In Rochdale, 55-year-old council worker and longtime Co-op customer Eric Holliday admitted to being "a little sad". He said: "It's a local tradition that we are losing."
It is not just a local tradition. Co-op boasts it has a presence in every postal code in the UK – largely as a result of its grocery stores, which expanded rapidly under Marks, who oversaw the takeover of Somerfield. Its farms can be found as far afield as Herefordshire, Norfolk and Perthshire, growing strawberries, peas and apples and making flour. It even brews its own cider.
Its ambitions spread to politics. It makes donations to the Co-operative Party – a sister party to Labour – which boasts 32 members of parliament, the highest-profile of which is shadow chancellor Ed Balls.
But Marks has raised questions about whether the group at which he spent his working life is trying to do too much. He stunned MPs when he said the interventions by the hedge funds could be "seen as a good thing". "In actual fact, it will force the Co-op to focus on fewer businesses and not stretch its capital in the way it has done," Marks said.
In some ways Co-op has all the accoutrements of big business: a swanky new £100m head office in central Manchester, glass-fronted and cylindrical, and big pay cheques for its bosses. Yet its management structure is stuck in the past. It has a board of 20 members – the height of democracy, according to the Co-op – but it does not allow a seat at the table for the chief executive.

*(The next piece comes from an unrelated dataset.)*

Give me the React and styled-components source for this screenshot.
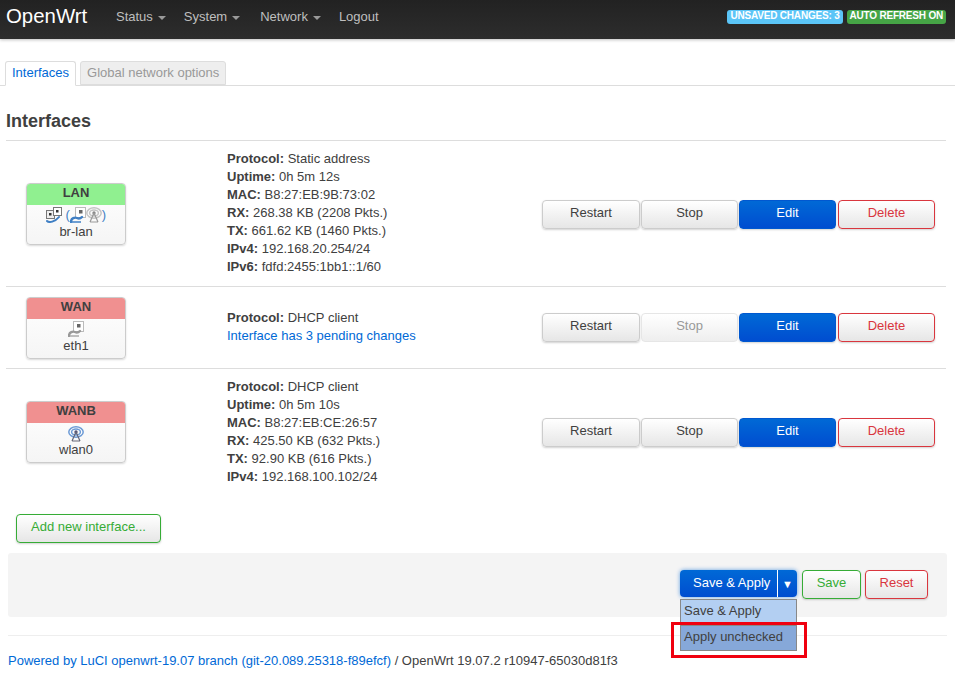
import React from 'react';
import styled, { createGlobalStyle, css } from 'styled-components';

const GlobalStyle = createGlobalStyle`
  html, body {
    margin: 0;
    padding: 0;
    background: #fff;
    font-family: "Liberation Sans", Arial, sans-serif;
    font-size: 13px;
    line-height: 18px;
    color: #404040;
  }
  * {
    box-sizing: border-box;
  }
`;

const Page = styled.div`
  position: relative;
  min-height: 697px;
`;

const Header = styled.header`
  height: 39px;
  display: flex;
  align-items: flex-start;
  background: linear-gradient(#222, #2d2d2d);
  box-shadow: 0 1px 3px rgba(0, 0, 0, 0.25);
`;

const Brand = styled.a`
  margin: 3px 0 0 6px;
  width: 110px;
  font-size: 20.4px;
  line-height: 26px;
  color: #fff;
`;

const Nav = styled.nav`
  display: flex;
  flex: 1;
  padding-top: 8px;
`;

const NavItem = styled.a`
  display: flex;
  align-items: center;
  height: 18px;
  margin-right: ${(p) => p.$gap}px;
  color: #bfbfbf;
`;

const Caret = styled.span`
  width: 0;
  height: 0;
  margin: 2px 0 0 5px;
  border-left: 4px solid transparent;
  border-right: 4px solid transparent;
  border-top: 4px solid #999;
`;

const Indicators = styled.div`
  display: flex;
  gap: 4px;
  margin: 10px 9px 0 0;
`;

const Indicator = styled.span`
  height: 14px;
  padding: 0 3px;
  border-radius: 3px;
  font-size: 10px;
  font-weight: 700;
  letter-spacing: -0.2px;
  line-height: 12px;
  color: #fff;
  background: ${(p) => p.$color};
`;

const Tabs = styled.ul`
  display: flex;
  gap: 4px;
  height: 25px;
  margin: 22px 0 0;
  padding: 0 0 0 5px;
  list-style: none;
  border-bottom: 1px solid #ddd;
`;

const Tab = styled.li`
  height: ${(p) => (p.$active ? 25 : 24)}px;
  padding: 2px 6px 0;
  border: 1px solid #ddd;
  border-radius: 3px 3px 0 0;
  color: ${(p) => (p.$active ? '#0069d6' : '#999')};
  background: ${(p) => (p.$active ? '#fff' : '#eee')};
  border-bottom-color: ${(p) => (p.$active ? '#fff' : '#ddd')};
`;

const Title = styled.h2`
  margin: 24px 0 8px 6px;
  font-size: 18px;
  line-height: 22px;
  font-weight: 700;
  color: #404040;
`;

const Table = styled.div`
  margin-left: 6px;
  width: 940px;
  border-top: 1px solid #ddd;
`;

const Row = styled.div`
  display: grid;
  grid-template-columns: 221px 315px 393px;
  align-items: center;
  height: ${(p) => p.$height}px;
  border-bottom: ${(p) => (p.$last ? 'none' : '1px solid #ddd')};
`;

const BadgeCell = styled.div`
  padding-left: 20px;
`;

const Badge = styled.div`
  width: 100px;
  height: 62px;
  overflow: hidden;
  border: 1px solid #ccc;
  border-radius: 4px;
  box-shadow: 0 1px 2px rgba(0, 0, 0, 0.15);
  background: linear-gradient(#fff, #f5f5f5);
  text-align: center;
`;

const BadgeTitle = styled.div`
  height: 21px;
  font-weight: 700;
  font-size: 13px;
  line-height: 18px;
  background: ${(p) => p.$color};
`;

const BadgeIcons = styled.div`
  display: flex;
  align-items: center;
  justify-content: center;
  height: 17px;
  margin-top: 2px;
  color: #3f7fc4;
  font-size: 13px;
`;

const BadgeName = styled.div`
  line-height: 16px;
`;

const Info = styled.div`
  line-height: 18px;
  margin-bottom: ${(p) => (p.$lift ? 2 : 0)}px;
`;

const InfoLine = styled.div`
  white-space: nowrap;
`;

const PendingLink = styled.a`
  color: #0069d6;
`;

const Actions = styled.div`
  display: flex;
  gap: 1px;
  margin-top: ${(p) => (p.$drop ? 2 : 0)}px;
`;

const tones = {
  plain: css`
    color: #404040;
    border-color: #ccc;
    background: linear-gradient(#fff, #e6e6e6);
  `,
  disabled: css`
    color: #999;
    border-color: #e6e6e6;
    background: linear-gradient(#fff, #eee);
    box-shadow: none;
  `,
  primary: css`
    color: #fff;
    border-color: #0058d0;
    background: linear-gradient(#0069d6, #004dd0);
  `,
  negative: css`
    color: #d9363e;
    border-color: #d9363e;
    background: linear-gradient(#fff, #e6e6e6);
  `,
  positive: css`
    color: #36ac36;
    border-color: #36ac36;
    background: linear-gradient(#fff, #e6e6e6);
  `,
};

const Button = styled.button`
  width: ${(p) => p.$width}px;
  height: 29px;
  margin-left: ${(p) => p.$offset || 0}px;
  padding: 0 0 3px;
  border: 1px solid;
  border-radius: 4px;
  font-family: inherit;
  font-size: 13px;
  line-height: 18px;
  box-shadow: 0 1px 2px rgba(0, 0, 0, 0.18);
  ${(p) => tones[p.$tone || 'plain']}
`;

const AddRow = styled.div`
  padding: 19px 0 10px 16px;
`;

const ActionBar = styled.div`
  display: flex;
  justify-content: flex-end;
  gap: 4px;
  height: 64px;
  margin: 0 8px;
  padding: 17px 19px 0 0;
  background: #f4f4f4;
  border-radius: 3px;
`;

const ApplyGroup = styled.div`
  position: relative;
  display: flex;
  width: 117px;
  height: 27px;
  margin-right: 1px;
  border-radius: 4px;
  color: #fff;
  background: linear-gradient(#0069d6, #004dd0);
  box-shadow: 0 0 4px rgba(0, 105, 214, 0.6);
`;

const ApplyLabel = styled.span`
  flex: 1;
  padding: 4px 0 0 13px;
`;

const ApplyToggle = styled.span`
  display: flex;
  align-items: center;
  justify-content: center;
  width: 20px;
  border-left: 1px solid #fff;
  font-size: 11px;
`;

const ApplyMenu = styled.ul`
  position: absolute;
  top: 29px;
  left: 0;
  width: 117px;
  margin: 0;
  padding: 0;
  list-style: none;
  border: 1px solid #888;
  color: #404040;
`;

const ApplyOption = styled.li`
  height: 25px;
  padding: 2px 0 0 3px;
  background: ${(p) => (p.$hover ? '#86a8d9' : '#b3cff2')};
  border-top: ${(p) => (p.$hover ? '1px solid #888' : 'none')};
`;

const Highlight = styled.div`
  position: absolute;
  left: 671px;
  top: 622px;
  width: 136px;
  height: 36px;
  border: 3px solid #f0000f;
`;

const Footer = styled.footer`
  margin: 18px 8px 0;
  padding-top: 16px;
  border-top: 1px solid #eee;
`;

const FooterLink = styled.a`
  color: #0069d6;
`;

const PortIcon = ({ live }) => (
  <svg width="16" height="16" viewBox="0 0 16 16">
    <rect x="5.5" y="0.5" width="10" height="10" fill="#fff" stroke="#bbb" />
    <rect x="9" y="3" width="3.5" height="3.5" fill="#666" />
    <path d="M1 15 C1 11 5 10 7 11 C9 12 11 11 12 10" fill="none" stroke={live ? '#3f7fc4' : '#999'} strokeWidth="2.4" strokeLinecap="round" />
    <path d="M2 15 H11" fill="none" stroke={live ? '#3f7fc4' : '#aaa'} strokeWidth="1.4" />
  </svg>
);

const SwitchIcon = () => (
  <svg width="16" height="16" viewBox="0 0 16 16">
    <rect x="0.5" y="3.5" width="8" height="8" fill="#eee" stroke="#777" />
    <rect x="7.5" y="0.5" width="8" height="8" fill="#fff" stroke="#777" />
    <rect x="3" y="6" width="2.5" height="2.5" fill="#333" />
    <rect x="10" y="3" width="2.5" height="2.5" fill="#333" />
    <path d="M1 14 C3 16 9 15 13 10" fill="none" stroke="#3f7fc4" strokeWidth="2" strokeLinecap="round" />
  </svg>
);

const WifiIcon = ({ live }) => {
  const tone = live ? '#6d9bd6' : '#c4c4c4';
  return (
    <svg width="16" height="16" viewBox="0 0 16 16">
      <ellipse cx="8" cy="6" rx="7.2" ry="5.2" fill="none" stroke={tone} strokeWidth="1.5" />
      <ellipse cx="8" cy="6" rx="4.4" ry="3" fill="none" stroke={tone} strokeWidth="1.5" />
      <circle cx="8" cy="6" r="1.7" fill={live ? '#557' : '#888'} />
      <path d="M8 6 L4 15 M8 6 L12 15 M4 15 H12" fill="none" stroke={live ? '#667' : '#999'} strokeWidth="1.2" />
    </svg>
  );
};

const stats = (pairs) =>
  pairs.map(([label, value]) => (
    <InfoLine key={label}>
      <strong>{label}</strong> {value}
    </InfoLine>
  ));

const RowActions = ({ stopDisabled, drop }) => (
  <Actions $drop={drop}>
    <Button $width={98}>Restart</Button>
    <Button $width={97} $tone={stopDisabled ? 'disabled' : 'plain'}>Stop</Button>
    <Button $width={97} $tone="primary">Edit</Button>
    <Button $width={97} $tone="negative" $offset={1}>Delete</Button>
  </Actions>
);

const App = () => (
  <Page>
    <GlobalStyle />
    <Header>
      <Brand>OpenWrt</Brand>
      <Nav>
        <NavItem $gap={18}>Status<Caret /></NavItem>
        <NavItem $gap={20}>System<Caret /></NavItem>
        <NavItem $gap={18}>Network<Caret /></NavItem>
        <NavItem>Logout</NavItem>
      </Nav>
      <Indicators>
        <Indicator $color="#5bc5f7">UNSAVED CHANGES: 3</Indicator>
        <Indicator $color="#46a546">AUTO REFRESH ON</Indicator>
      </Indicators>
    </Header>

    <Tabs>
      <Tab $active>Interfaces</Tab>
      <Tab>Global network options</Tab>
    </Tabs>

    <Title>Interfaces</Title>

    <Table>
      <Row $height={146}>
        <BadgeCell>
          <Badge>
            <BadgeTitle $color="#90f090">LAN</BadgeTitle>
            <BadgeIcons>
              <SwitchIcon />&nbsp;(<PortIcon live /><WifiIcon />)
            </BadgeIcons>
            <BadgeName>br-lan</BadgeName>
          </Badge>
        </BadgeCell>
        <Info $lift>
          {stats([
            ['Protocol:', 'Static address'],
            ['Uptime:', '0h 5m 12s'],
            ['MAC:', 'B8:27:EB:9B:73:02'],
            ['RX:', '268.38 KB (2208 Pkts.)'],
            ['TX:', '661.62 KB (1460 Pkts.)'],
            ['IPv4:', '192.168.20.254/24'],
            ['IPv6:', 'fdfd:2455:1bb1::1/60'],
          ])}
        </Info>
        <RowActions drop />
      </Row>
      <Row $height={82}>
        <BadgeCell>
          <Badge>
            <BadgeTitle $color="#f09090">WAN</BadgeTitle>
            <BadgeIcons><PortIcon /></BadgeIcons>
            <BadgeName>eth1</BadgeName>
          </Badge>
        </BadgeCell>
        <Info $lift>
          {stats([['Protocol:', 'DHCP client']])}
          <PendingLink>Interface has 3 pending changes</PendingLink>
        </Info>
        <RowActions stopDisabled />
      </Row>
      <Row $height={126} $last>
        <BadgeCell>
          <Badge>
            <BadgeTitle $color="#f09090">WANB</BadgeTitle>
            <BadgeIcons><WifiIcon live /></BadgeIcons>
            <BadgeName>wlan0</BadgeName>
          </Badge>
        </BadgeCell>
        <Info>
          {stats([
            ['Protocol:', 'DHCP client'],
            ['Uptime:', '0h 5m 10s'],
            ['MAC:', 'B8:27:EB:CE:26:57'],
            ['RX:', '425.50 KB (632 Pkts.)'],
            ['TX:', '92.90 KB (616 Pkts.)'],
            ['IPv4:', '192.168.100.102/24'],
          ])}
        </Info>
        <RowActions />
      </Row>
    </Table>

    <AddRow>
      <Button $width={145} $tone="positive">Add new interface...</Button>
    </AddRow>

    <ActionBar>
      <ApplyGroup>
        <ApplyLabel>Save &amp; Apply</ApplyLabel>
        <ApplyToggle>▼</ApplyToggle>
        <ApplyMenu>
          <ApplyOption>Save &amp; Apply</ApplyOption>
          <ApplyOption $hover>Apply unchecked</ApplyOption>
        </ApplyMenu>
      </ApplyGroup>
      <Button $width={59} $tone="positive">Save</Button>
      <Button $width={63} $tone="negative">Reset</Button>
    </ActionBar>

    <Footer>
      <FooterLink>Powered by LuCI openwrt-19.07 branch (git-20.089.25318-f89efcf)</FooterLink>
      {' / OpenWrt 19.07.2 r10947-65030d81f3'}
    </Footer>

    <Highlight />
  </Page>
);

export default App;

Len Wardle, the university fellow who has chaired the Co-op Group since 2007, took the first steps last week to shaking up governance. He announced he would quit next year and that at this week's half-yearly board meeting he would try to convince his fellows to seek his successor from outside the movement.
Wardle is typical of the individuals who sit on the Co-op board. Andrew Tyrie, the Tory MP who chairs the Treasury select committee, describes it as an organisation "run by a plastering contractor, a farmer, a telecoms engineer, a computer technician, a nurse, a Methodist minister – who, incidentally, also chaired the bank – and two horticulturalists".
The former Methodist minister – Paul Flowers – will appear before Tyrie's committee next week alongside Barry Tootell, who quit in May when Moody's downgraded Co-op Bank to junk and began to lift the lid on its troubles.
It is all so different from a year ago, when the Co-op was picked to take control of 631 branches being sold by Lloyds Banking Group – a move that would have quadrupled its branch presence to 1,000 and made the enlarged bank a real competitor to the big four lenders.
Then, campaigners for mutuality were thrilled. Now they are being pragmatic and seeking solutions.
Greenham said: "[The Co-op bank] was a rather flawed model; you can't really judge mutuality on the basis of this one faulty example."
Chris Leslie, a Co-op MP who sees the organisation's travails as a "very sad saga", points to a private member's bill going through parliament that aims to find a way to help mutuals raise capital. Listed companies are able to achieve that simply by issuing shares. The bill is sponsored by Conservative peer Lord Naseby, who put his idea to Treasury minister Sajid Javid at a private meeting earlier this month. Naseby said: "What this does is allow a mutual to go to its members and appeal to them to take some equity out."
Grant and his friend Mark Dancer, a train conductor, had come from Machynlleth in mid-Wales especially to visit the recently renovated museum. Dancer once had a Saturday job stacking shelves in his local Co-op supermarket and remembers being taught the ethics and principles of co-operation as part of his induction: "We were taught why the Co-op is different," he said.
Now its 7 million members will be hoping that that difference, inspired by the pioneers, can survive the invasion of the hedge funds.